The CPSC says that "Consumers should immediately place the trikes out of children's reach and contact Fisher-Price for a free replacement key," which--does that mean you could just solve the problem by taking out the crotch-crushing key?
Trikes manufactured after June 16, 2010 have a newer, lower-profile key, which is just fine. [Though it does look kind of small and choke-hazardy, no?] Which also means that this recall and redesign have been in the works long enough for Fisher-Price to design a non-genital-threatening key and put it into production. So to any parents whose kids' genitals were assaulted by Fisher-Price's key in the last year or so, the Baby Industrial Complex sends their
apologies sympathetic non-admissions-of-responsibility for your kid's parent-error-caused injuries.

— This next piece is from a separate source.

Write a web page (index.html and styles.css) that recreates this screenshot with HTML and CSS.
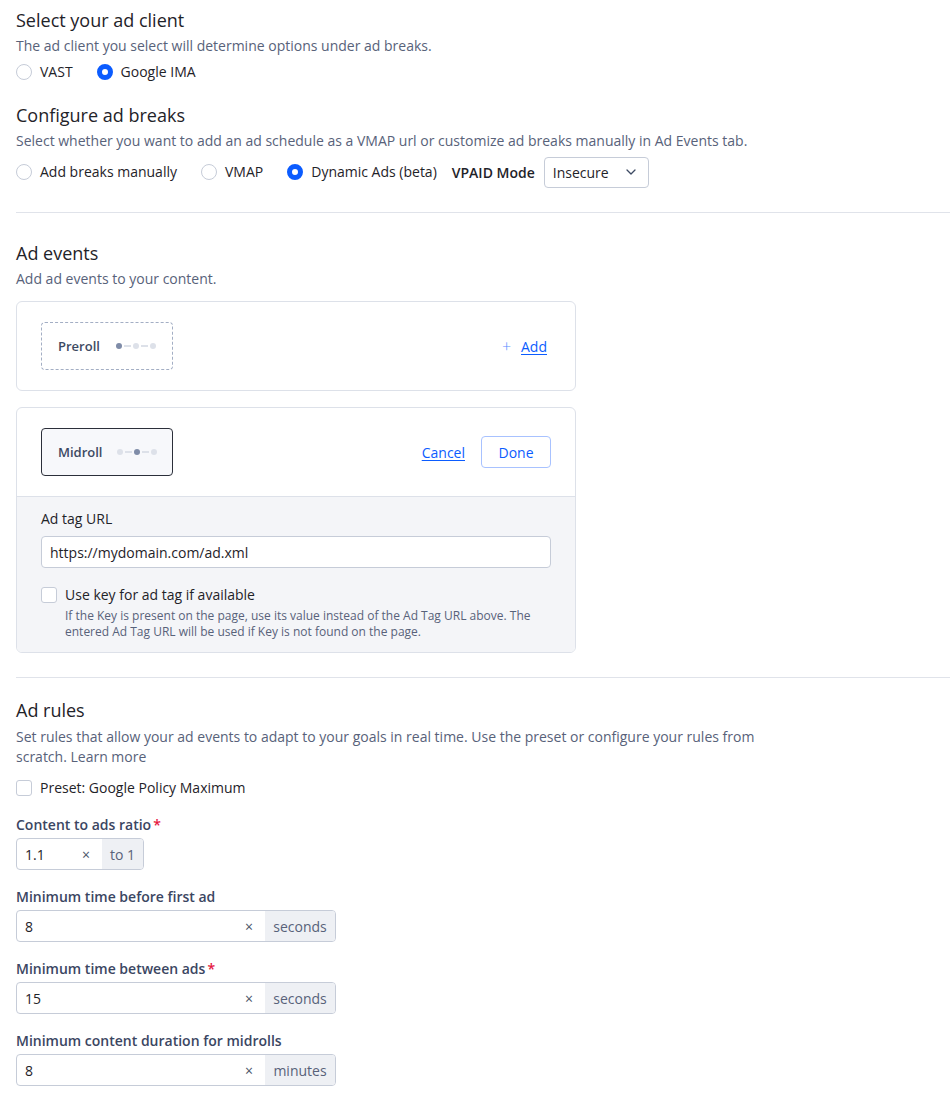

As for the other 3 million Fisher-Price recall items: there are a 100,000 race cars with wheels that might pop off; a few hundred thousand high chairs with apparently dangerous tray hooks on the back legs; and 2.8 million infant activity mats with inflatable balls whose valves can come off and pose a choking hazard.
These vinyl beach ball-looking balls are all on infant toys produced between 2001 and 2008. 46 incidents of the valves coming off, 14 of them involving the valve in the kid's mouth, and 1 where the kid was beginning to choke, but no injuries. And the remedy involves a fix, but not discarding the balls. This all seems like the CPSC continuing to work through their incident backlog and clear potentially hazardous toys from the marketplace. Hmm, I wonder what was going on between 2001 and 2008 that they didn't do it then?